Una de las funciones más delicadas de los regímenes democráticos es la elección cuidadosa y consciente de todos los responsables que vayan a hacerse cargo de las tareas legislativas, administrativas y jurisdiccionales para que el Estado funcione con rectitud y justicia. Pues, de lo contrario, nuestra vida puede convertirse en un auténtico suplicio, por los atropellos, abusos, daños e injusticias que las autoridades nos infringirán por el absurdo poder que les hemos concedido.

Este parece un razonamiento muy fácil de entender y de practicar. Toda colectividad democrática debe asumirlo con naturalidad, y ejercerlo con asiduidad. Aunque después, en la práctica, muchas veces veamos que los ciudadanos se olvidan de cumplirlo; quizá obnubilados --ya estando delante de las urnas-- por la cascada de promesas, falsos elogios, visiones fantásticas del futuro, que los candidatos de cada partido político nos hicieron a lo largo y ancho de la campaña electoral, para convencernos de que si lograban ser diputados, senadores o concejales, harían milagros para mejorar nuestras vidas, crear empleos para todos, superar los momentos agudos de crisis y crear infraestructuras, hospitales y parques temáticos en todos los pueblos del entorno para convertirlos en atractivos turísticos.

La triste y tozuda realidad termina por imponerse.

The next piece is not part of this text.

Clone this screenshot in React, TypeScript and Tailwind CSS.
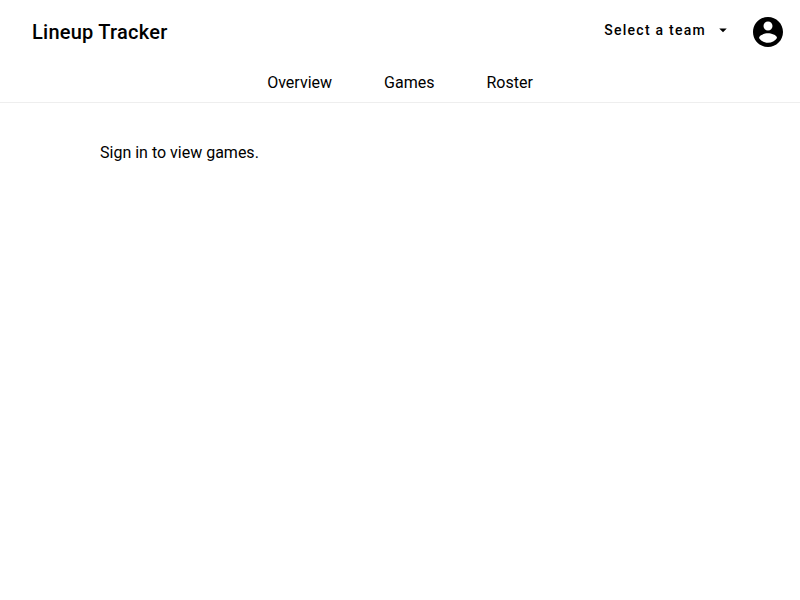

A los pocos meses del nuevo gobierno nos damos cuenta de que toda aquella campaña no fue más que un interminable cuento de la lechera; pues el mismo día que tomaron posesión de sus cargos y juraron en falso: «Respetar y hacer respetar la Constitución», se rompió el cántaro y los ingenuos votantes perdieron la leche, el requesón, los quesos y los flanes, que habían prometido que serían para nosotros. ¡Toda la campaña electoral había sido una fábula para embaucarnos, y al final estaba la triste moraleja!

Después de cuarenta años de torpe democracia --de fábulas y moralejas decepcionantes-- los españoles seguimos sin enterarnos ni tomar en consideración la capacidad de mentir que tienen muchos de nuestros viejos políticos; y su notable capacidad de provocar desengaños cuando ocupan los cargos y responsabilidades para las que los hemos elegido.

Nos prometieron leyes justas para mejorar nuestras vidas; y solo hemos obtenido una Ley de Reforma Laboral para destruir derechos de los trabajadores y degradar la calidad de empleos, salarios y horarios; hasta los márgenes de la pobreza. Nos aseguraron que incrementarían la Sanidad Pública, y lo que hicieron fue privatizarla y convertirla en un negocio para esquilmar a los enfermos. Lo mismo ocurrió con la Enseñanza en todos sus niveles y categorías, que fue prácticamente demolida por una Ley Orgánica de Mejora que la hundió en el descontento y la frustración de alumnos, profesores y familias.

La más sonada y protestada iba a ser la llamada Ley de Seguridad Ciudadana, que se ha hecho famosa como Ley Mordaza. Una norma coactiva, represora, sancionadora ---saltando las competencias del poder Judicial-- que no ha conseguido más que dividir y enfrentar al cuerpo social de ciudadanos; que se han visto censurados, perseguidos y hasta encarcelados por expresar libremente sus creencias y pensamientos; a los que se toma como «exaltaciones del terrorismo».